Cedillo also states that gang affiliation evidence “may be only admissible as Article 37.07 evidence in the punishment phase of trial.”  However, such evidence may be admitted during the guilt-innocence phase if it is relevant to motive, identity, intent, opportunity, preparation, plan, or absence of mistake.   Trevino v. State , 228 S.W.3d 729, 734 (Tex.
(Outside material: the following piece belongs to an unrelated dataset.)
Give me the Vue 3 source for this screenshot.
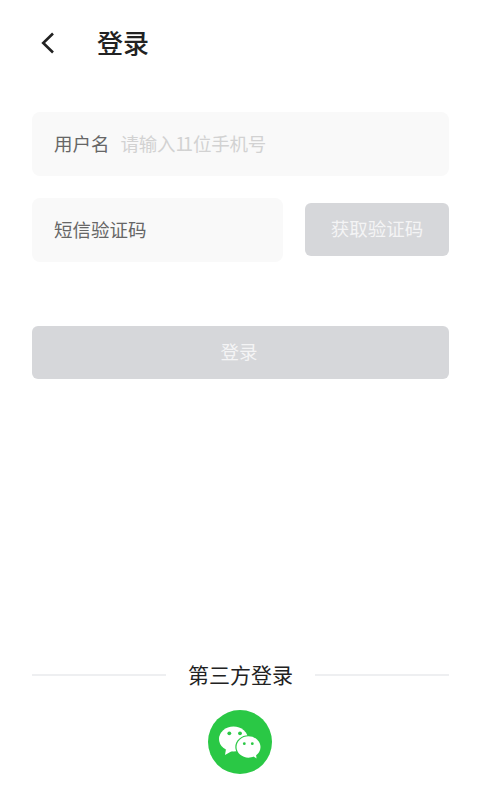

App.—Corpus Christi 2006, pet. ref’d).  Cedillo presents us with no citation to case law or the record to support his argument beyond his reference to article 37.07.

3:

The prosecutor’s letter explains that after the punishment trial, she and the judge spoke to the jurors and the jurors asked what had happened to Defense Exhibit 6, which they had apparently viewed during the guilt-innocence phase of the trial.  She stated that the foreman said, “it didn’t affect our verdict or anything, but we did see it,” and that she thought that the exhibit might have been passed to the jurors during Cedillo’s guilt-innocence case-in-chief,

when you passed around the information on Celedon’s car registration and impound release.  If Defense Exhibit 6 was lying on the end of the court reporter’s desk closest to the jury box, it could have been picked up with other evidence to be published to the jury.  However, I do not know for sure in what phase of the trial the Exhibit was passed or how it happened.  The exhibit was never sent into the jury room in either phase.